The data

####

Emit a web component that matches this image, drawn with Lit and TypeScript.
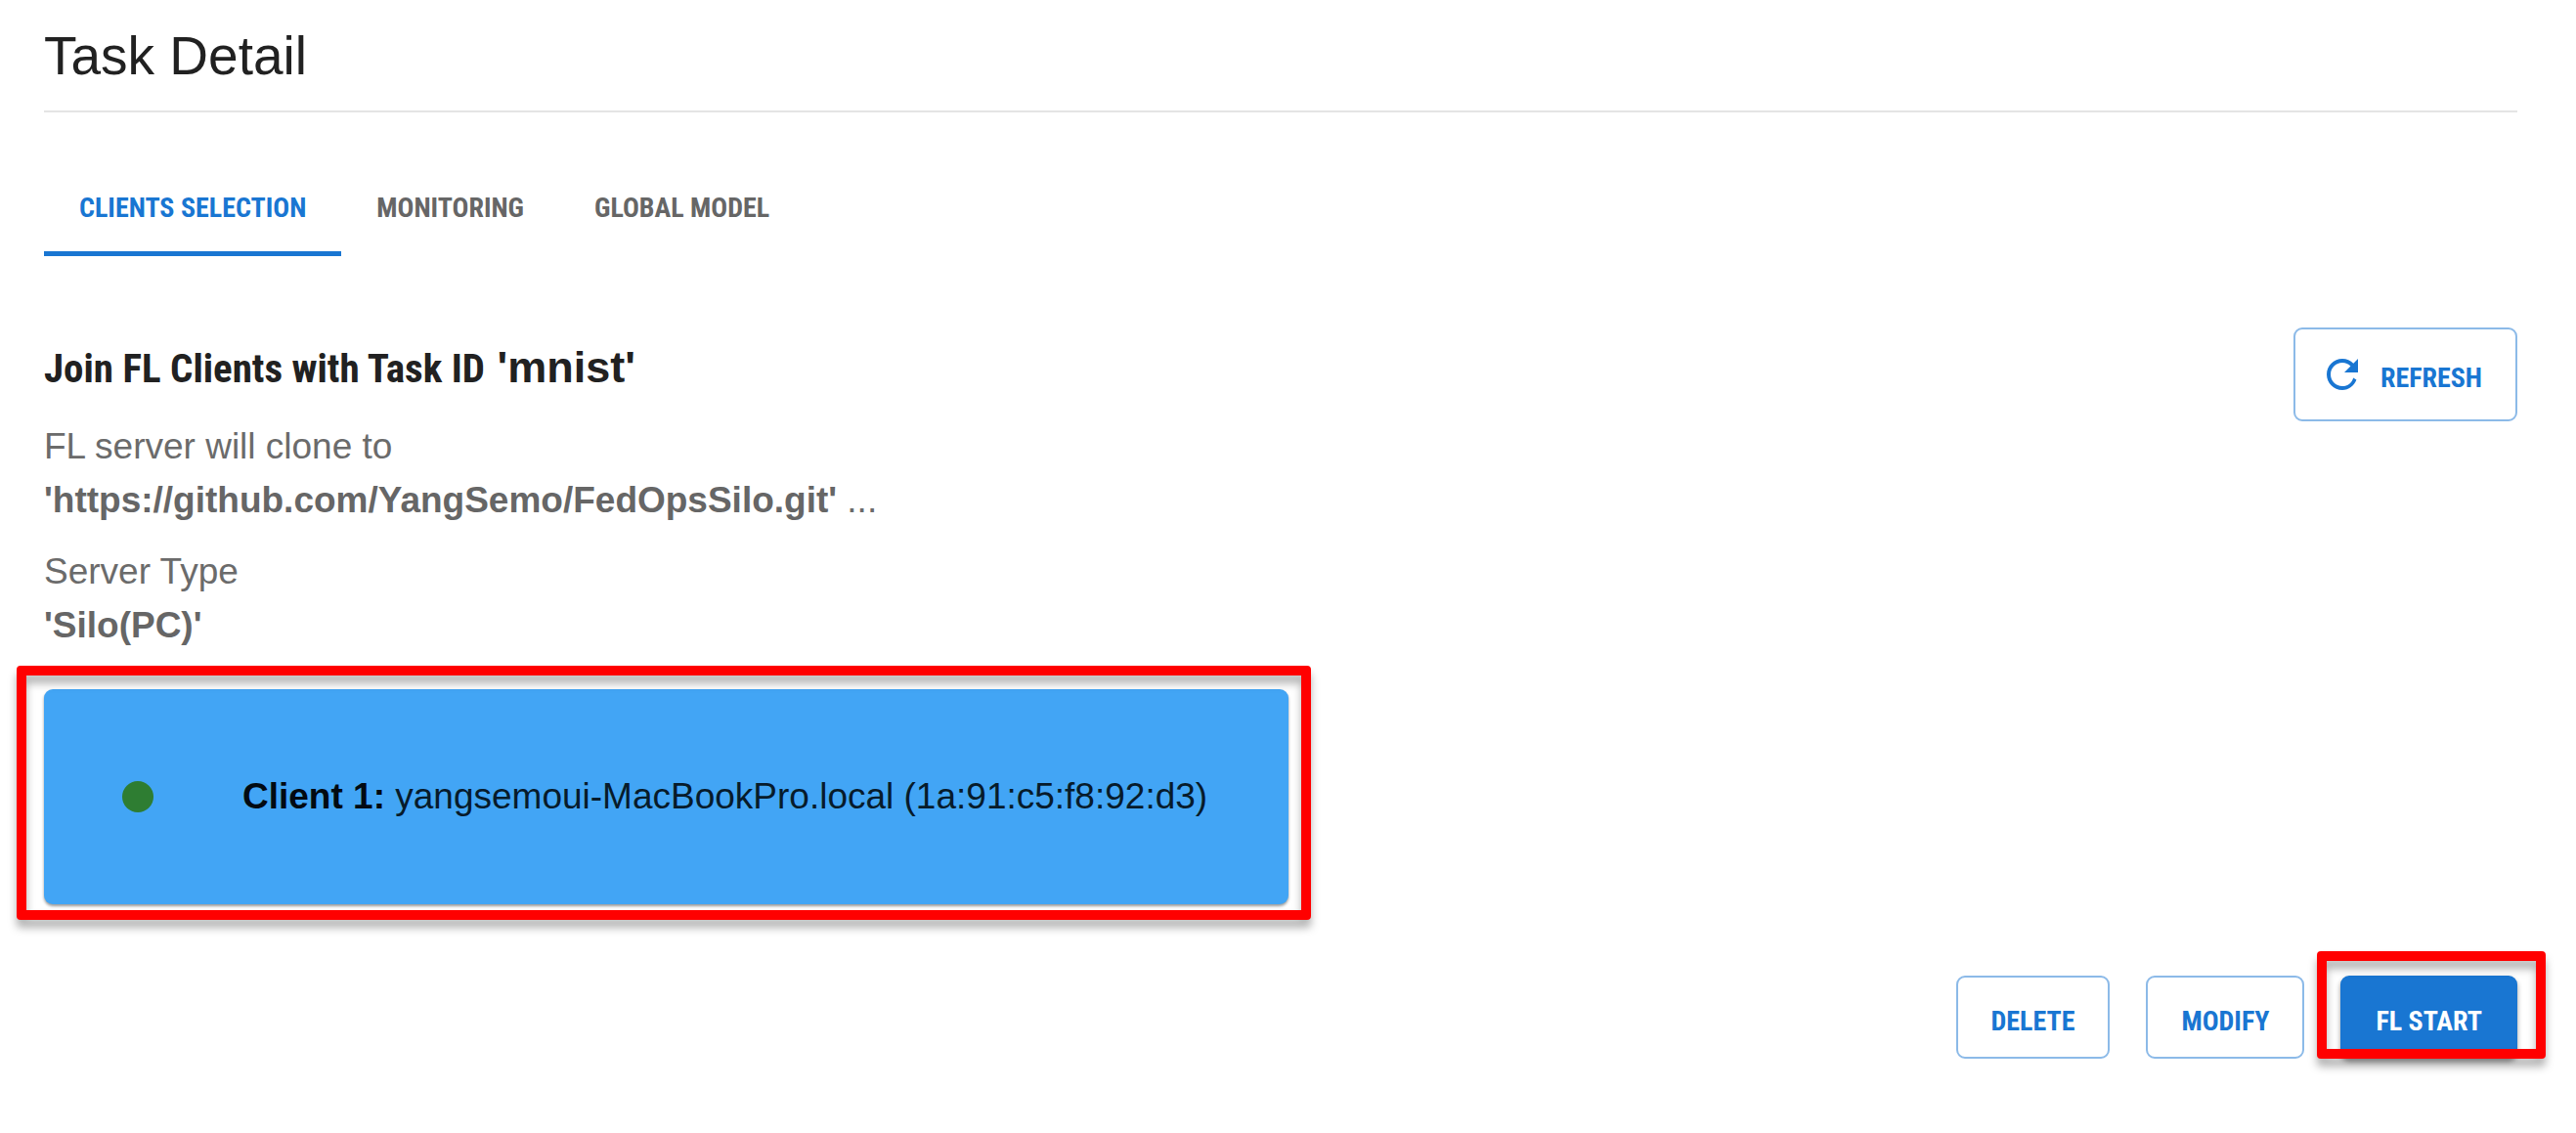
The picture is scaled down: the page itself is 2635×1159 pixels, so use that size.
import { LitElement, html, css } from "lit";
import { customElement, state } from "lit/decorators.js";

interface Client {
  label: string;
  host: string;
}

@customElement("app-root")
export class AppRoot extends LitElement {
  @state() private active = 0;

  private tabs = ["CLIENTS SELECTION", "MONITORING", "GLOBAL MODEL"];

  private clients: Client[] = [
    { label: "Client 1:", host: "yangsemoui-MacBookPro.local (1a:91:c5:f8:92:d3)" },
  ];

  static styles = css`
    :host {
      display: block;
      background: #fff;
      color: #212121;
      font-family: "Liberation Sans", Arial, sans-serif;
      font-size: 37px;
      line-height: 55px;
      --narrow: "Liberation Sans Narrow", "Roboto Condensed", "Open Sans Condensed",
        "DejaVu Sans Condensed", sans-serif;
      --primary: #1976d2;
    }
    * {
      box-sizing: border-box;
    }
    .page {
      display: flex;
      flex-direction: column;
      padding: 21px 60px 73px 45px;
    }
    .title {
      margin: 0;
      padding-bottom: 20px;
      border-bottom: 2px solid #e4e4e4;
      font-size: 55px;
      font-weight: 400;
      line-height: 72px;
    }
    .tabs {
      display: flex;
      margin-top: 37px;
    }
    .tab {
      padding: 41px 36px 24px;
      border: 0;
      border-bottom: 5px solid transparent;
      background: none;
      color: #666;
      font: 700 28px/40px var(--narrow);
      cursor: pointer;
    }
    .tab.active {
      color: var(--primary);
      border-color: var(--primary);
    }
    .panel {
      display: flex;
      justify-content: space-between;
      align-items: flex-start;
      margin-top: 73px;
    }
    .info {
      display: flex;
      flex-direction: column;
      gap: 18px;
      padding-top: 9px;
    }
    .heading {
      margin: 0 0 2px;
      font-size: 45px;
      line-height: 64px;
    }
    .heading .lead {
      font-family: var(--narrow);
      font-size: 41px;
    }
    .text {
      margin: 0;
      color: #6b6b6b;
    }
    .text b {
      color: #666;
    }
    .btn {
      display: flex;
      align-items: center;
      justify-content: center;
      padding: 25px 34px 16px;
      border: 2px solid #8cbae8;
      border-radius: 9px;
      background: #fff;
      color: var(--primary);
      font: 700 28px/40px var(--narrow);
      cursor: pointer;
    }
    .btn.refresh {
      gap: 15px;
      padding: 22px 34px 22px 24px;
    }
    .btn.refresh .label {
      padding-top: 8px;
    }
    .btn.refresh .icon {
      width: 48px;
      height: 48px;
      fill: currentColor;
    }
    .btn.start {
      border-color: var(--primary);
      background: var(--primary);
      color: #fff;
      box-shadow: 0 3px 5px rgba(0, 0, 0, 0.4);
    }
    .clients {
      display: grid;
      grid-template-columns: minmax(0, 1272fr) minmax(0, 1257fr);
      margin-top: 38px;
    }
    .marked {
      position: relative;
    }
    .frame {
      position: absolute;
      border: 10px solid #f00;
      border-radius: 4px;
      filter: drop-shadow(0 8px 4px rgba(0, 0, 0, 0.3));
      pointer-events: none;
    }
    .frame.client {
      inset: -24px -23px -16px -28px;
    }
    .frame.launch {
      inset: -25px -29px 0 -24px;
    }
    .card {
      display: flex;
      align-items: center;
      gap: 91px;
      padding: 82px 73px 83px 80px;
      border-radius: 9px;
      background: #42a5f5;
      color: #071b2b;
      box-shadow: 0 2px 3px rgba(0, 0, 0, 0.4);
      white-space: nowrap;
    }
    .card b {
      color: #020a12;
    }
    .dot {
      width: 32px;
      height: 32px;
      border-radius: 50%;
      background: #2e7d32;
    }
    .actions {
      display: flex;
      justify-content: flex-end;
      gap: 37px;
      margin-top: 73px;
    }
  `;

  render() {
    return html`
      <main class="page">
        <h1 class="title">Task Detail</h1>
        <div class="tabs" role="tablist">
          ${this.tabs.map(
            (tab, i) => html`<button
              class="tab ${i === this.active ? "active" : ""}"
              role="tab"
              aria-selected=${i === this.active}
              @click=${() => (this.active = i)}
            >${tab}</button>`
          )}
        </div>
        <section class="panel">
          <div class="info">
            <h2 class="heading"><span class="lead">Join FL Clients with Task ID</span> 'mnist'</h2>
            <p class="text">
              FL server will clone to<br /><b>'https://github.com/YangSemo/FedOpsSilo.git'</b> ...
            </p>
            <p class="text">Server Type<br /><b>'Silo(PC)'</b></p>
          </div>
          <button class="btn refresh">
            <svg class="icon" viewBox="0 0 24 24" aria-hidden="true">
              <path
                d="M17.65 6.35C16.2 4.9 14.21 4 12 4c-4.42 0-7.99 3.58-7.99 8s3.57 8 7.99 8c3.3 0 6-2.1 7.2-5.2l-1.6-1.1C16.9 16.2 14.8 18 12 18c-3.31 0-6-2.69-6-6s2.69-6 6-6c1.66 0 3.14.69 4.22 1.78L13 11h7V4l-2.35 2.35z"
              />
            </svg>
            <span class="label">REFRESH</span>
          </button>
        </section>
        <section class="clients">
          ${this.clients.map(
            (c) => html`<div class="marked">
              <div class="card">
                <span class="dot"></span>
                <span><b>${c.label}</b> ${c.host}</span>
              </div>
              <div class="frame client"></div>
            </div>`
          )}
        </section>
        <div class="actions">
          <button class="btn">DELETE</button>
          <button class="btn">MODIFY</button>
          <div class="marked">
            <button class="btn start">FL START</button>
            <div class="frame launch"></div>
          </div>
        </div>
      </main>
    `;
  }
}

####

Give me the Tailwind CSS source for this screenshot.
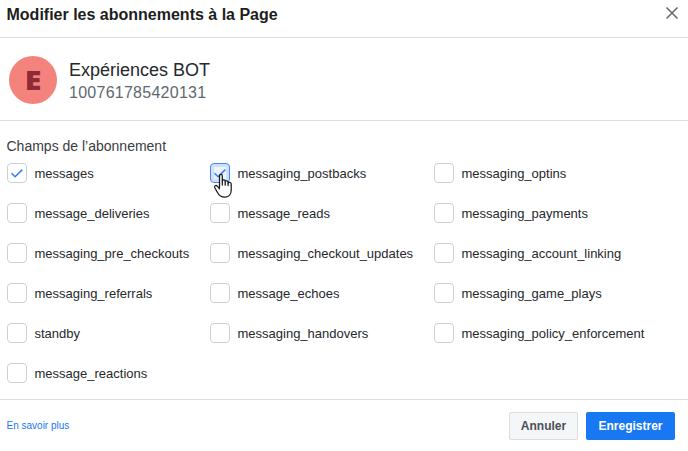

####

Brief
Find and count the lines of the data that include the string "with", and report that figure by itself.

Worked solution
2